The AHA opposes proposals for mandatory cybersecurity requirements being levied on hospitals as if they were at fault for the success of hackers in perpetrating a crime. The now well-documented source of cybersecurity risk in the health care sector, including the Change Healthcare cyberattack, is from vulnerabilities in third-party technology, not hospitals’ primary systems. No organization, including federal agencies, is or can be immune from cyberattacks. Imposing fines or cutting Medicare payments would diminish hospital resources needed to combat cybercrime and would be counterproductive to our shared goal of preventing cyberattacks.

To make meaningful progress in the war on cybercrime, Congress and the Administration should focus on the entire health care sector and not just hospitals. Furthermore, for any defensive strategy imposed on the health care sector, Congress should call on federal agencies to protect hospitals and health systems — and the patients they care for — by deploying a strong and sustained offensive cyber strategy to combat this ongoing and unresolved national security threat. Health care is a top critical infrastructure sector with direct impact to public health and safety and must be protected. Any cyberattack on the health care sector that disrupts or delays patient care creates a risk to patient safety and crosses the line from an economic crime to a threat-to-life crime. These attacks should be aggressively pursued and prosecuted as such by the federal government. We use the term “prosecuted” in all sense of the definition related to the totality of the government’s capabilities and authorities, including intelligence and military authorities.
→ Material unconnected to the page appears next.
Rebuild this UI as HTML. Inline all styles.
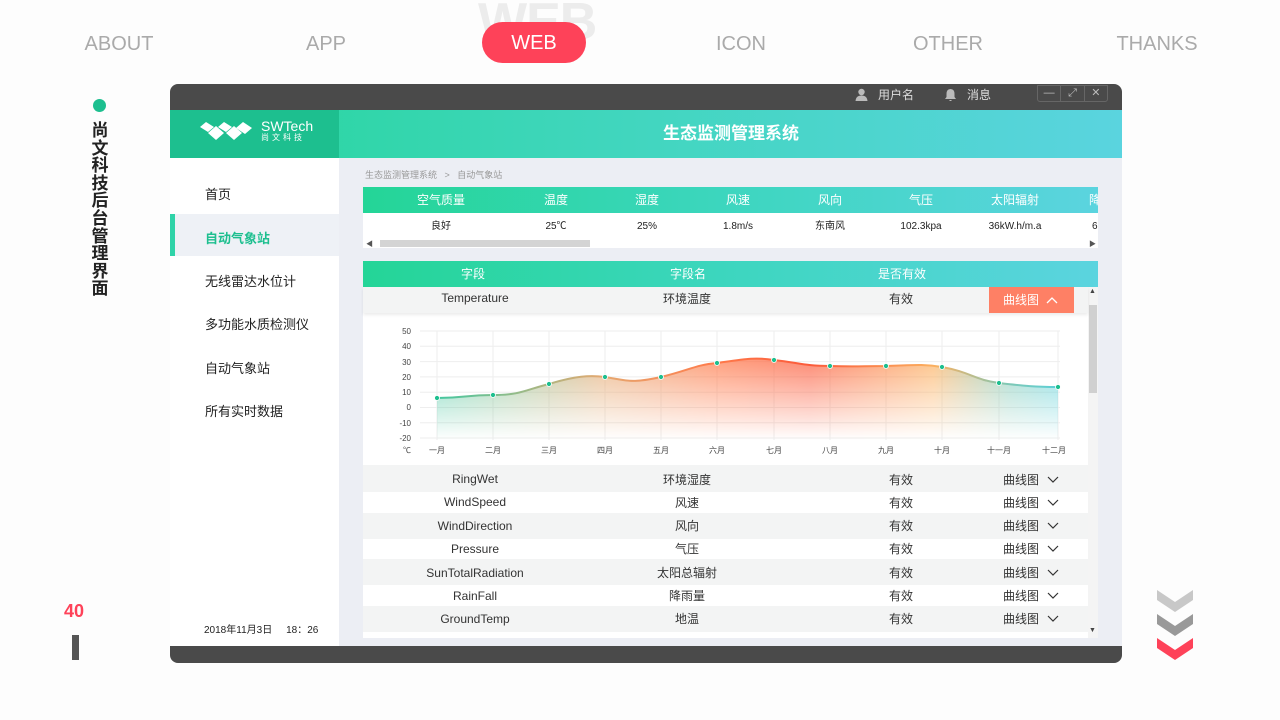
<!DOCTYPE html>
<html><head><meta charset="utf-8"><style>
*{margin:0;padding:0;box-sizing:border-box}
body{width:1280px;height:720px;background:#fdfdfd;position:relative;overflow:hidden;font-family:"Liberation Sans","Noto Sans CJK SC",sans-serif;color:#333}
.a{position:absolute}
.nav{top:32px;font-size:20px;line-height:24px;color:#aaa;transform:translateX(-50%);white-space:nowrap}
.c{transform:translateX(-50%);white-space:nowrap;text-align:center;line-height:16px}
.side{left:205px;font-size:13px;color:#222}
</style></head><body>
<div class="a" style="left:478px;top:-8px;font-size:52px;font-weight:bold;color:#ececec;letter-spacing:-1px">WEB</div>
<div class="a nav" style="left:119px">ABOUT</div>
<div class="a nav" style="left:326px">APP</div>
<div class="a" style="left:482px;top:22px;width:104px;height:41px;border-radius:21px;background:#fe4259;color:#fff;font-size:20px;text-align:center;line-height:43px">WEB</div>
<div class="a nav" style="left:741px">ICON</div>
<div class="a nav" style="left:948px">OTHER</div>
<div class="a nav" style="left:1157px">THANKS</div>

<div class="a" style="left:93px;top:99px;width:13px;height:13px;border-radius:50%;background:#1dbf8f"></div>
<div class="a" style="left:91px;top:122px;width:18px;font-size:17px;line-height:17.6px;font-weight:bold;color:#222;text-align:center">尚文科技后台管理界面</div>
<div class="a" style="left:64px;top:601px;font-size:18px;font-weight:bold;color:#fe4259">40</div>
<div class="a" style="left:72px;top:635px;width:7px;height:25px;background:#555"></div>

<svg class="a" style="left:1155px;top:588px" width="40" height="76" viewBox="0 0 40 76">
<polygon points="2,2 20,14 38,2 38,12 20,24 2,12" fill="#c8c8c8"/>
<polygon points="2,26 20,38 38,26 38,36 20,48 2,36" fill="#999"/>
<polygon points="2,50 20,62 38,50 38,60 20,72 2,60" fill="#fe4259"/>
</svg>

<!-- window -->
<div class="a" style="left:170px;top:84px;width:952px;height:579px;background:#4a4a4a;border-radius:8px"></div>
<div class="a" style="left:855px;top:87px;color:#ddd;font-size:12px;line-height:16px">
<svg width="13" height="13" viewBox="0 0 13 13" style="vertical-align:-2px"><circle cx="6.5" cy="4" r="3.2" fill="#bbb"/><path d="M0.5 13 Q1 7.5 6.5 7.5 Q12 7.5 12.5 13Z" fill="#bbb"/></svg>&nbsp;&nbsp; 用户名</div>
<div class="a" style="left:944px;top:87px;color:#ddd;font-size:12px;line-height:16px">
<svg width="13" height="13" viewBox="0 0 13 13" style="vertical-align:-2px"><path d="M6.5 1 Q2.5 1 2.5 6 L2.5 9 L1 11 L12 11 L10.5 9 L10.5 6 Q10.5 1 6.5 1Z M5 12 L8 12 L6.5 13.5Z" fill="#bbb"/></svg>&nbsp;&nbsp; 消息</div>
<div class="a" style="left:1037px;top:85px;width:71px;height:17px;border:1px solid #666;border-radius:0 0 3px 3px;display:flex;color:#bbb;font-size:11px">
<div style="flex:1;border-right:1px solid #666;text-align:center;line-height:15px">—</div>
<div style="flex:1;border-right:1px solid #666;text-align:center;line-height:15px">⤢</div>
<div style="flex:1;text-align:center;line-height:15px">✕</div></div>

<div class="a" style="left:170px;top:110px;width:952px;height:48px;background:linear-gradient(90deg,#25d59b,#3dd6b9 40%,#5ad4df)"></div>
<div class="a" style="left:170px;top:110px;width:169px;height:48px;background:#1dbf8f"></div>
<svg class="a" style="left:200px;top:120px" width="54" height="24" viewBox="0 0 54 24">
<polygon points="0,7 6,2 14,7 8,12" fill="#fff"/>
<polygon points="8,13 16,6 24,13 16,20" fill="#fff"/>
<polygon points="18,7 24,2 32,7 26,12" fill="#fff"/>
<polygon points="26,13 34,6 42,13 34,20" fill="#fff"/>
<polygon points="36,8 43,2 52,8 45,14" fill="#fff"/>
</svg>
<div class="a" style="left:261px;top:119px;color:#fff;font-size:14px;line-height:14px">SWTech</div>
<div class="a" style="left:261px;top:132px;color:#fff;font-size:8px;letter-spacing:3px">尚文科技</div>
<div class="a c" style="left:731px;top:124px;color:#fff;font-size:17px;font-weight:bold;line-height:20px">生态监测管理系统</div>

<div class="a" style="left:170px;top:158px;width:169px;height:488px;background:#fff"></div>
<div class="a" style="left:339px;top:158px;width:783px;height:488px;background:#eceef4"></div>
<div class="a" style="left:170px;top:214px;width:169px;height:42px;background:#eef1f6"></div>
<div class="a" style="left:170px;top:214px;width:5px;height:42px;background:#2fd3a8"></div>
<div class="a side" style="top:184px">首页</div>
<div class="a side" style="top:228px;color:#1dbf8f;font-weight:bold">自动气象站</div>
<div class="a side" style="top:271px">无线雷达水位计</div>
<div class="a side" style="top:314px">多功能水质检测仪</div>
<div class="a side" style="top:358px">自动气象站</div>
<div class="a side" style="top:401px">所有实时数据</div>
<div class="a" style="left:204px;top:621px;font-size:10px;color:#222">2018年11月3日&nbsp;&nbsp;&nbsp;&nbsp;&nbsp;18：26</div>

<div class="a" style="left:365px;top:168px;font-size:9px;color:#999">生态监测管理系统 &nbsp;&nbsp;&gt;&nbsp;&nbsp; 自动气象站</div>

<!-- table1 -->
<div class="a" style="left:363px;top:187px;width:735px;height:26px;background:linear-gradient(90deg,#24d597,#3dd6bf 50%,#5bd4df)"></div>
<div class="a" style="left:363px;top:213px;width:735px;height:35px;background:#fff"></div>
<div class="a" style="left:380px;top:240px;width:210px;height:7px;background:#d4d4d4"></div>
<div class="a" style="left:366px;top:239px;font-size:7px;color:#555">◀</div>
<div class="a" style="left:1089px;top:239px;font-size:7px;color:#555">▶</div>
<div class="a" style="left:363px;top:187px;width:735px;height:53px;overflow:hidden;font-size:12px;color:#fff">
<div class="a c" style="left:78px;top:5px">空气质量</div>
<div class="a c" style="left:193px;top:5px">温度</div>
<div class="a c" style="left:284px;top:5px">湿度</div>
<div class="a c" style="left:375px;top:5px">风速</div>
<div class="a c" style="left:467px;top:5px">风向</div>
<div class="a c" style="left:558px;top:5px">气压</div>
<div class="a c" style="left:652px;top:5px">太阳辐射</div>
<div class="a" style="left:726px;top:5px;line-height:16px">降</div>
<div style="font-size:10px;color:#222">
<div class="a c" style="left:78px;top:32px">良好</div>
<div class="a c" style="left:193px;top:32px">25℃</div>
<div class="a c" style="left:284px;top:32px">25%</div>
<div class="a c" style="left:375px;top:32px">1.8m/s</div>
<div class="a c" style="left:467px;top:32px">东南风</div>
<div class="a c" style="left:558px;top:32px">102.3kpa</div>
<div class="a c" style="left:652px;top:32px">36kW.h/m.a</div>
<div class="a" style="left:729px;top:32px;line-height:16px">6</div>
</div></div>

<!-- table2 -->
<div class="a" style="left:363px;top:261px;width:735px;height:26px;background:linear-gradient(90deg,#24d597,#3dd6bf 50%,#5bd4df)"></div>
<div class="a c" style="left:473px;top:266px;color:#fff;font-size:12px">字段</div>
<div class="a c" style="left:688px;top:266px;color:#fff;font-size:12px">字段名</div>
<div class="a c" style="left:902px;top:266px;color:#fff;font-size:12px">是否有效</div>
<div class="a" style="left:363px;top:287px;width:725px;height:351px;background:#fff"></div>
<div class="a" style="left:1088px;top:287px;width:10px;height:351px;background:#f4f4f4"></div>
<div class="a" style="left:1089px;top:305px;width:8px;height:88px;background:#d0d0d0"></div>
<div class="a" style="left:1089px;top:288px;font-size:7px;color:#444">▲</div>
<div class="a" style="left:1089px;top:627px;font-size:7px;color:#444">▼</div>
<div class="a" style="left:363px;top:287px;width:725px;height:26px;background:#f3f4f4;box-shadow:0 2px 3px rgba(0,0,0,.08)"></div>
<div class="a c" style="left:475px;top:290px;font-size:12px;color:#333">Temperature</div>
<div class="a c" style="left:687px;top:291px;font-size:12px;color:#333">环境温度</div>
<div class="a c" style="left:901px;top:291px;font-size:12px;color:#333">有效</div>
<div class="a" style="left:989px;top:287px;width:85px;height:26px;background:#fe8065;color:#fff;font-size:12px;line-height:26px;padding-left:14px">曲线图 &nbsp;<svg width="12" height="8" viewBox="0 0 12 8"><path d="M1 7 L6 2 L11 7" fill="none" stroke="#fff" stroke-width="1.3"/></svg></div>

<svg class="a" style="left:363px;top:313px" width="725" height="150" viewBox="363 313 725 150">
<defs>
<linearGradient id="h" x1="437" x2="1058" gradientUnits="userSpaceOnUse">
<stop offset="0" stop-color="#44c7a0"/><stop offset=".12" stop-color="#8fbc8a"/><stop offset=".27" stop-color="#e6a870"/><stop offset=".45" stop-color="#ff7a4a"/><stop offset=".6" stop-color="#fb5a3a"/><stop offset=".8" stop-color="#fbb060"/><stop offset=".92" stop-color="#7fc8b5"/><stop offset="1" stop-color="#5bd0d8"/></linearGradient>
<linearGradient id="v" x1="0" y1="355" x2="0" y2="440" gradientUnits="userSpaceOnUse"><stop offset="0" stop-color="#fff" stop-opacity=".75"/><stop offset="1" stop-color="#fff" stop-opacity="0"/></linearGradient>
<mask id="m"><rect x="363" y="313" width="725" height="150" fill="url(#v)"/></mask>
</defs>
<g stroke="#eee" stroke-width="1">
<line x1="420" x2="1060" y1="331" y2="331"/><line x1="420" x2="1060" y1="346.3" y2="346.3"/><line x1="420" x2="1060" y1="361.6" y2="361.6"/><line x1="420" x2="1060" y1="376.9" y2="376.9"/><line x1="420" x2="1060" y1="392.2" y2="392.2"/><line x1="420" x2="1060" y1="407.5" y2="407.5"/><line x1="420" x2="1060" y1="422.8" y2="422.8"/><line x1="420" x2="1060" y1="438" y2="438"/>
<line x1="437" x2="437" y1="331" y2="440"/><line x1="493" x2="493" y1="331" y2="440"/><line x1="549" x2="549" y1="331" y2="440"/><line x1="605" x2="605" y1="331" y2="440"/><line x1="661" x2="661" y1="331" y2="440"/><line x1="717" x2="717" y1="331" y2="440"/><line x1="774" x2="774" y1="331" y2="440"/><line x1="830" x2="830" y1="331" y2="440"/><line x1="886" x2="886" y1="331" y2="440"/><line x1="942" x2="942" y1="331" y2="440"/><line x1="999" x2="999" y1="331" y2="440"/><line x1="1058" x2="1058" y1="331" y2="440"/>
</g>
<path mask="url(#m)" fill="url(#h)" d="M437 398 C465 398,465 395,493 395 C521 395,525 390,549 384 C575 376,590 375,605 377 C625 380,630 384,661 377 C690 370,695 365,717 363 C745 359,755 357,774 360 C800 363,805 366,830 366 C858 367,860 366,886 366 C914 365,925 364,942 367 C970 372,975 380,999 383 C1025 386,1035 387,1058 387 L1058 440 L437 440Z"/>
<path fill="none" stroke="url(#h)" stroke-width="2" d="M437 398 C465 398,465 395,493 395 C521 395,525 390,549 384 C575 376,590 375,605 377 C625 380,630 384,661 377 C690 370,695 365,717 363 C745 359,755 357,774 360 C800 363,805 366,830 366 C858 367,860 366,886 366 C914 365,925 364,942 367 C970 372,975 380,999 383 C1025 386,1035 387,1058 387"/>
<g fill="#1dbf8f" stroke="#fff" stroke-width=".8">
<circle cx="437" cy="398" r="2.5"/><circle cx="493" cy="395" r="2.5"/><circle cx="549" cy="384" r="2.5"/><circle cx="605" cy="377" r="2.5"/><circle cx="661" cy="377" r="2.5"/><circle cx="717" cy="363" r="2.5"/><circle cx="774" cy="360" r="2.5"/><circle cx="830" cy="366" r="2.5"/><circle cx="886" cy="366" r="2.5"/><circle cx="942" cy="367" r="2.5"/><circle cx="999" cy="383" r="2.5"/><circle cx="1058" cy="387" r="2.5"/>
</g>
<g font-size="8" fill="#444" text-anchor="end" font-family="Liberation Sans,Noto Sans CJK SC,sans-serif">
<text x="411" y="334">50</text><text x="411" y="349">40</text><text x="411" y="365">30</text><text x="411" y="380">20</text><text x="411" y="395">10</text><text x="411" y="410">0</text><text x="411" y="426">-10</text><text x="411" y="441">-20</text><text x="411" y="453">℃</text>
</g>
<g font-size="8" fill="#444" text-anchor="middle" font-family="Liberation Sans,Noto Sans CJK SC,sans-serif">
<text x="437" y="453">一月</text><text x="493" y="453">二月</text><text x="549" y="453">三月</text><text x="605" y="453">四月</text><text x="661" y="453">五月</text><text x="717" y="453">六月</text><text x="774" y="453">七月</text><text x="830" y="453">八月</text><text x="886" y="453">九月</text><text x="942" y="453">十月</text><text x="999" y="453">十一月</text><text x="1054" y="453">十二月</text>
</g>
</svg>

<div class="a" style="left:363px;top:465px;width:725px">
<div style="height:27px;background:#f3f4f4"></div><div style="height:21px"></div><div style="height:26px;background:#f3f4f4"></div><div style="height:20px"></div><div style="height:26px;background:#f3f4f4"></div><div style="height:21px"></div><div style="height:26px;background:#f3f4f4"></div>
</div>
<div class="a" style="left:363px;top:465px;width:725px;font-size:12px;color:#333">
<div class="a c" style="left:112px;top:6px">RingWet</div><div class="a c" style="left:324px;top:7px">环境湿度</div><div class="a c" style="left:538px;top:7px">有效</div><div class="a c" style="left:658px;top:7px">曲线图</div>
<div class="a c" style="left:112px;top:29px">WindSpeed</div><div class="a c" style="left:324px;top:30px">风速</div><div class="a c" style="left:538px;top:30px">有效</div><div class="a c" style="left:658px;top:30px">曲线图</div>
<div class="a c" style="left:112px;top:53px">WindDirection</div><div class="a c" style="left:324px;top:53px">风向</div><div class="a c" style="left:538px;top:53px">有效</div><div class="a c" style="left:658px;top:53px">曲线图</div>
<div class="a c" style="left:112px;top:76px">Pressure</div><div class="a c" style="left:324px;top:76px">气压</div><div class="a c" style="left:538px;top:76px">有效</div><div class="a c" style="left:658px;top:76px">曲线图</div>
<div class="a c" style="left:112px;top:100px">SunTotalRadiation</div><div class="a c" style="left:324px;top:100px">太阳总辐射</div><div class="a c" style="left:538px;top:100px">有效</div><div class="a c" style="left:658px;top:100px">曲线图</div>
<div class="a c" style="left:112px;top:123px">RainFall</div><div class="a c" style="left:324px;top:123px">降雨量</div><div class="a c" style="left:538px;top:123px">有效</div><div class="a c" style="left:658px;top:123px">曲线图</div>
<div class="a c" style="left:112px;top:146px">GroundTemp</div><div class="a c" style="left:324px;top:146px">地温</div><div class="a c" style="left:538px;top:146px">有效</div><div class="a c" style="left:658px;top:146px">曲线图</div>
</div>
<svg class="a" style="left:1047px;top:476px" width="12" height="150" viewBox="0 0 12 150">
<g fill="none" stroke="#333" stroke-width="1.2">
<path d="M1 1 L6 6 L11 1"/><path d="M1 24 L6 29 L11 24"/><path d="M1 47 L6 52 L11 47"/><path d="M1 70 L6 75 L11 70"/><path d="M1 94 L6 99 L11 94"/><path d="M1 117 L6 122 L11 117"/><path d="M1 140 L6 145 L11 140"/>
</g></svg>
</body></html>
Imposing swift and certain consequences upon cyber adversaries, who are often provided safe harbor in non-cooperative foreign jurisdictions, such as Russia, China, Iran and North Korea, is essential to reducing the cyber threats targeting health care and the nation.

CONCLUSION

The cybersecurity proposal put forward in the President’s FY 2025 budget that would penalize hospitals is misguided and will not improve the overall cybersecurity posture of the health care sector. Imposing fines or cutting Medicare payments will only weaken the collective cyber defense capability of the entire health sector. The penalties described in this proposal would only serve to deplete the resources needed to combat cybercrime and would be counterproductive to our shared goal of preventing cyberattacks. Hospitals are just one piece of the health care sector and hospitals alone cannot control the cyber risks for the entire sector. To make meaningful progress in the war on cybercrime, AHA urges Congress to enact policies that address cybersecurity sector-wide and not force hospitals to shoulder responsibility for systems outside of their control.